Ni qué decir del fuera de campo que se le concede al Opus Dei en la última
parte y de la resolución que se dispensa a los personajes del monje y el
arzobispo. Si las columnas de la religión estaban preocupadas, deberían
llamarse a sosiego de una vez: El código Da Vinci es un film
profundamente católico y conservador, más allá del coqueteo con la defensa
de las minorías. Es de los que adscriben al lema de “creer o reventar”.
Hay un capítulo de
“Los Simpson” en el que Lisa descubre la pavorosa verdad detrás del mito de
Jedediah Springfield, el fundador de su ciudad natal. Pero la intelectual de
la familia amarilla nota que la verdad a veces hace más daño que la mentira,
por lo que se guarda el secreto para no confrontar con la felicidad de los
demás, en una sociedad que prefiere seguir viviendo en la ignorancia
absoluta. En el mejor de los casos, más o menos de ese calibre sería el
“temible” secreto protegido bajo siete llaves en El código Da Vinci.

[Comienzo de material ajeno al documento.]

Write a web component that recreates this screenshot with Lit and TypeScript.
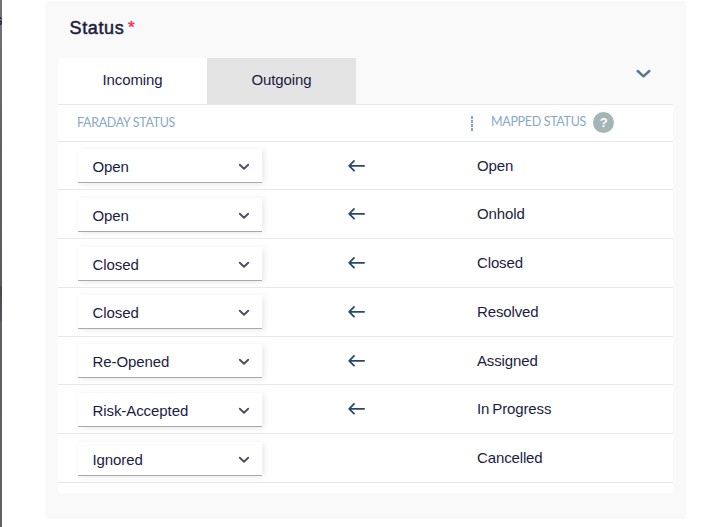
import { LitElement, html, css, nothing } from "lit";
import { customElement } from "lit/decorators.js";

interface Mapping { from: string; to: string; arrow: boolean; }

const MAPPINGS: Mapping[] = [
  { from: "Open", to: "Open", arrow: true },
  { from: "Open", to: "Onhold", arrow: true },
  { from: "Closed", to: "Closed", arrow: true },
  { from: "Closed", to: "Resolved", arrow: true },
  { from: "Re-Opened", to: "Assigned", arrow: true },
  { from: "Risk-Accepted", to: "In Progress", arrow: true },
  { from: "Ignored", to: "Cancelled", arrow: false },
];

@customElement("app-root")
export class AppRoot extends LitElement {
  static styles = css`
    :host { display: flex; height: 527px; overflow: hidden; background: #fff; color: #1b1c43;
      font: 15px/20px "Liberation Sans", Arial, sans-serif; letter-spacing: -0.08px; }
    * { box-sizing: border-box; }
    .edge { flex: none; width: 2px; height: 527px; overflow: hidden; padding-top: 11px;
      background: linear-gradient(#737373 0, #626262 150px, #5b5b5b 286px, #464b50 286px, #50565a 321px, #606060 321px, #616161 100%);
      color: #17183c; font-size: 15px; line-height: 18px; }
    .edge span { display: block; margin-left: -5px; }
    .panel { flex: none; width: 641px; height: 518px; margin: 1px 0 0 43px; padding: 0 13px;
      background: #f9f9f9; border-radius: 4px; }
    .title { display: flex; gap: 3.5px; height: 57px; padding: 16px 0 0 11.5px; font-size: 18px; line-height: 22px; }
    h2 { margin: 0; font: inherit; -webkit-text-stroke: 0.5px currentColor; letter-spacing: 0.65px; }
    .required { color: #f0325a; font-size: 17px; -webkit-text-stroke: 0.4px currentColor; }
    .tabs { display: flex; height: 46px; }
    .tab { width: 149px; line-height: 44px; text-align: center; }
    .active { background: #fff; }
    .idle { background: #e4e4e4; }
    .collapse { display: block; margin: 11px 22px 0 auto; }
    .table { height: 389px; background: #fff; border-top: 1px solid #e7e8e9; }
    .head { display: flex; align-items: center; height: 36.6px; border-bottom: 1px solid #e7e8e9;
      color: #8aa9c3; font: 12.5px/18px Lato, sans-serif; letter-spacing: -0.33px; }
    .from-title { width: 393px; padding-left: 19px; }
    .to-title { padding-bottom: 2px; }
    .grip { flex: none; margin: 0 17px 0 19px; }
    .help { display: flex; align-items: center; justify-content: center; width: 21px; height: 21px;
      margin-left: 7px; border-radius: 50%; background: #a3b5b5; color: #fff;
      font: bold 13px/21px "Liberation Sans", sans-serif; }
    .row { display: flex; height: 48.75px; border-bottom: 1px solid #e7e8e9; }
    .select { display: flex; width: 184px; height: 34px; margin: 7.6px 0 0 20px; padding: 0 12px 0 14.5px;
      line-height: 35.2px; justify-content: space-between; border-bottom: 1px solid #a9a9ab;
      box-shadow: 2px 1px 6px rgba(0, 0, 0, 0.09); background: #fff; }
    .select svg { margin-top: 13.9px; }
    .arrow { width: 215px; padding: 16px 0 0 85px; }
    .arrow svg { display: block; }
    .to { line-height: 47.6px; letter-spacing: -0.13px; word-spacing: -1px; }
  `;

  private chevron() {
    return html`<svg width="12" height="8" viewBox="0 0 12 8" fill="none" stroke="#4b5363" stroke-width="1.9"
      stroke-linecap="round" stroke-linejoin="round"><path d="M1.8 1.7 6 5.7l4.2-4"/></svg>`;
  }

  private arrow() {
    return html`<svg width="19" height="15" viewBox="0 0 19 15" fill="none" stroke="#27496d" stroke-width="1.8"
      stroke-linecap="round" stroke-linejoin="round"><path d="M17.1 7.8H2.2M7 2.9 2.2 7.8 7 12.7"/></svg>`;
  }

  render() {
    return html`
      <div class="edge"><span>s</span></div>
      <section class="panel">
        <div class="title"><h2>Status</h2><span class="required">*</span></div>
        <div class="tabs">
          <div class="tab active">Incoming</div>
          <div class="tab idle">Outgoing</div>
          <svg class="collapse" width="15" height="10" viewBox="0 0 15 10" fill="none" stroke="#5d7593"
            stroke-width="2.5" stroke-linecap="round" stroke-linejoin="round"><path d="m1.7 2 5.8 5.3L13.3 2"/></svg>
        </div>
        <div class="table">
          <div class="head">
            <span class="from-title">FARADAY STATUS</span>
            <svg class="grip" width="4" height="16" viewBox="0 0 4 16" fill="#86a4bb">
              <path d="M1 1h2v3H1zM1 5h2v3H1zM1 9h2v3H1zM1 13h2v3H1z"/></svg>
            <span class="to-title">MAPPED STATUS</span><span class="help">?</span>
          </div>
          ${MAPPINGS.map((m) => html`
            <div class="row">
              <div class="select"><span>${m.from}</span>${this.chevron()}</div>
              <div class="arrow">${m.arrow ? this.arrow() : nothing}</div>
              <div class="to">${m.to}</div>
            </div>`)}
        </div>
      </section>`;
  }
}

Pero no necesita ir al cine y perder 149 minutos de su vida; si usted revisa
el mencionado capítulo de la seria animada, en sólo media hora encontrará el
humor, la ironía, la gracia y la inteligencia que a esta película grandota e
involuntariamente risible le faltan. Claro que también las diferencia el
hecho de que, mientras una muestra con resignación esa suerte de ignorancia
voluntaria, la otra la celebra. Y no hace falta aclarar cuál es cuál.
La pregunta que
quedó tapada por el ruido insípido de las polémicas vacuas y la promoción
desmedida es por qué en los últimos dos años las únicas películas que
generaron escándalo, controversia y debate fueron El código Da Vinci
y La pasión de Cristo, íntimamente emparentadas por su vulgaridad
religiosa. En la respuesta a ese interrogante debe yacer una verdad oscura
sobre nuestro presente. Pero mejor sigamos pensando en la Mona Lisa, María
Magdalena y en las probabilidades comerciales del combo número cinco que
incluye un muñequito de Tom Hanks con los pelos al viento.